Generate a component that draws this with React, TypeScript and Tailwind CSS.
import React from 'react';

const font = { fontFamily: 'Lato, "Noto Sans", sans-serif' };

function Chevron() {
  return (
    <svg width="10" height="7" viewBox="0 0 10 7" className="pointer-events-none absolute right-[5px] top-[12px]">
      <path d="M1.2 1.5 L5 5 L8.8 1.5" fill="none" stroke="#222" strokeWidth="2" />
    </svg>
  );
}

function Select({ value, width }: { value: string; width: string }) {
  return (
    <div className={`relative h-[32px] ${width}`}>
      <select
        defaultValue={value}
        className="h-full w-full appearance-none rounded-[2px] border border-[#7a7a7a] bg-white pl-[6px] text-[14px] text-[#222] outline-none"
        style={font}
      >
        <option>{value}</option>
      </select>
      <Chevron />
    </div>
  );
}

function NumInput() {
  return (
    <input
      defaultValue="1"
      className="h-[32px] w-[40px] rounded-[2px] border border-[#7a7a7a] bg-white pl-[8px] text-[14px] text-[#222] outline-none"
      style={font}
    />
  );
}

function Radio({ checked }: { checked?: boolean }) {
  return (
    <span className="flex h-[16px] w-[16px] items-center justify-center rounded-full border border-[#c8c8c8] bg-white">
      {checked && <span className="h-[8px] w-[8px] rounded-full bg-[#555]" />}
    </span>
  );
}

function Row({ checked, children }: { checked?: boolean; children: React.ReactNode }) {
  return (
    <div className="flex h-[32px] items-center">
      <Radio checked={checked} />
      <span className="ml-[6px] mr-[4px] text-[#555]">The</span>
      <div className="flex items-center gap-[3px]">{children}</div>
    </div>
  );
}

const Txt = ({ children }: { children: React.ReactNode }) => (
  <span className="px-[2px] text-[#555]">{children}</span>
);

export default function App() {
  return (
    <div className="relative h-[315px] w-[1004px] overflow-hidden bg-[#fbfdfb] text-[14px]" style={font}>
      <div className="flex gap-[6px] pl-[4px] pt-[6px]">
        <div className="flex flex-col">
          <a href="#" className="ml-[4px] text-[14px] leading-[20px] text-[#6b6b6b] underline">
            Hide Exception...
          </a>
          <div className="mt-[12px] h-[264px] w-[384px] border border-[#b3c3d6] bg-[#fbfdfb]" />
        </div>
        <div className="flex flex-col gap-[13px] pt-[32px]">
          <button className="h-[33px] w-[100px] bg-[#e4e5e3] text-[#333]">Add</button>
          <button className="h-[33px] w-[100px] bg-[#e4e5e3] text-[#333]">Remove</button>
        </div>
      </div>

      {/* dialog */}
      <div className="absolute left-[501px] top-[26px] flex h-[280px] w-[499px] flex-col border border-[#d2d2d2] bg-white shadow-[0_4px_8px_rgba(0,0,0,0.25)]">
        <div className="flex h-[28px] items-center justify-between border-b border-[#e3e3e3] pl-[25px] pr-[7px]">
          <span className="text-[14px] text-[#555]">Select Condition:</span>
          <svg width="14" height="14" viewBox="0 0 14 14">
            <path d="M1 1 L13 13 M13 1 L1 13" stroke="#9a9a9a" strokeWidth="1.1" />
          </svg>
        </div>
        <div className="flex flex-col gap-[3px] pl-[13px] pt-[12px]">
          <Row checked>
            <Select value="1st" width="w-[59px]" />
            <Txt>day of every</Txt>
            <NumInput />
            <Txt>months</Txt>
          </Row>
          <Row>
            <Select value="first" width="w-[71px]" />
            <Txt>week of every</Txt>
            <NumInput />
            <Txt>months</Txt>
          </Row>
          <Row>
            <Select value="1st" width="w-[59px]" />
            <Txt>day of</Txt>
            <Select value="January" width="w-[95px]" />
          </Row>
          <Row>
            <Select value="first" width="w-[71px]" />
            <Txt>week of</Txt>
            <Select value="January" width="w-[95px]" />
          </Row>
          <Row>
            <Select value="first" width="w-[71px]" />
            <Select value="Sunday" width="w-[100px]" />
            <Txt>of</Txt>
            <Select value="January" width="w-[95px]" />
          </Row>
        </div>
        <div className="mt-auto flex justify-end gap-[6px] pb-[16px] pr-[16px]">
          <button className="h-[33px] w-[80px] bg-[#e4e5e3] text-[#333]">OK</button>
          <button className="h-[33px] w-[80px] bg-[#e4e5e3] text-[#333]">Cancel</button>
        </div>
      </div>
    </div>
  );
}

◆ ◆ ◆ ◆ ◆ ◆ ◆

- **DIRECTIVE**
Each line of the material must be restated exactly.

- **COMPLETED TASK**
Generate a component that draws this with React, TypeScript and Tailwind CSS.
import React from 'react';

const font = { fontFamily: 'Lato, "Noto Sans", sans-serif' };

function Chevron() {
  return (
    <svg width="10" height="7" viewBox="0 0 10 7" className="pointer-events-none absolute right-[5px] top-[12px]">
      <path d="M1.2 1.5 L5 5 L8.8 1.5" fill="none" stroke="#222" strokeWidth="2" />
    </svg>
  );
}

function Select({ value, width }: { value: string; width: string }) {
  return (
    <div className={`relative h-[32px] ${width}`}>
      <select
        defaultValue={value}
        className="h-full w-full appearance-none rounded-[2px] border border-[#7a7a7a] bg-white pl-[6px] text-[14px] text-[#222] outline-none"
        style={font}
      >
        <option>{value}</option>
      </select>
      <Chevron />
    </div>
  );
}

function NumInput() {
  return (
    <input
      defaultValue="1"
      className="h-[32px] w-[40px] rounded-[2px] border border-[#7a7a7a] bg-white pl-[8px] text-[14px] text-[#222] outline-none"
      style={font}
    />
  );
}

function Radio({ checked }: { checked?: boolean }) {
  return (
    <span className="flex h-[16px] w-[16px] items-center justify-center rounded-full border border-[#c8c8c8] bg-white">
      {checked && <span className="h-[8px] w-[8px] rounded-full bg-[#555]" />}
    </span>
  );
}

function Row({ checked, children }: { checked?: boolean; children: React.ReactNode }) {
  return (
    <div className="flex h-[32px] items-center">
      <Radio checked={checked} />
      <span className="ml-[6px] mr-[4px] text-[#555]">The</span>
      <div className="flex items-center gap-[3px]">{children}</div>
    </div>
  );
}

const Txt = ({ children }: { children: React.ReactNode }) => (
  <span className="px-[2px] text-[#555]">{children}</span>
);

export default function App() {
  return (
    <div className="relative h-[315px] w-[1004px] overflow-hidden bg-[#fbfdfb] text-[14px]" style={font}>
      <div className="flex gap-[6px] pl-[4px] pt-[6px]">
        <div className="flex flex-col">
          <a href="#" className="ml-[4px] text-[14px] leading-[20px] text-[#6b6b6b] underline">
            Hide Exception...
          </a>
          <div className="mt-[12px] h-[264px] w-[384px] border border-[#b3c3d6] bg-[#fbfdfb]" />
        </div>
        <div className="flex flex-col gap-[13px] pt-[32px]">
          <button className="h-[33px] w-[100px] bg-[#e4e5e3] text-[#333]">Add</button>
          <button className="h-[33px] w-[100px] bg-[#e4e5e3] text-[#333]">Remove</button>
        </div>
      </div>

      {/* dialog */}
      <div className="absolute left-[501px] top-[26px] flex h-[280px] w-[499px] flex-col border border-[#d2d2d2] bg-white shadow-[0_4px_8px_rgba(0,0,0,0.25)]">
        <div className="flex h-[28px] items-center justify-between border-b border-[#e3e3e3] pl-[25px] pr-[7px]">
          <span className="text-[14px] text-[#555]">Select Condition:</span>
          <svg width="14" height="14" viewBox="0 0 14 14">
            <path d="M1 1 L13 13 M13 1 L1 13" stroke="#9a9a9a" strokeWidth="1.1" />
          </svg>
        </div>
        <div className="flex flex-col gap-[3px] pl-[13px] pt-[12px]">
          <Row checked>
            <Select value="1st" width="w-[59px]" />
            <Txt>day of every</Txt>
            <NumInput />
            <Txt>months</Txt>
          </Row>
          <Row>
            <Select value="first" width="w-[71px]" />
            <Txt>week of every</Txt>
            <NumInput />
            <Txt>months</Txt>
          </Row>
          <Row>
            <Select value="1st" width="w-[59px]" />
            <Txt>day of</Txt>
            <Select value="January" width="w-[95px]" />
          </Row>
          <Row>
            <Select value="first" width="w-[71px]" />
            <Txt>week of</Txt>
            <Select value="January" width="w-[95px]" />
          </Row>
          <Row>
            <Select value="first" width="w-[71px]" />
            <Select value="Sunday" width="w-[100px]" />
            <Txt>of</Txt>
            <Select value="January" width="w-[95px]" />
          </Row>
        </div>
        <div className="mt-auto flex justify-end gap-[6px] pb-[16px] pr-[16px]">
          <button className="h-[33px] w-[80px] bg-[#e4e5e3] text-[#333]">OK</button>
          <button className="h-[33px] w-[80px] bg-[#e4e5e3] text-[#333]">Cancel</button>
        </div>
      </div>
    </div>
  );
}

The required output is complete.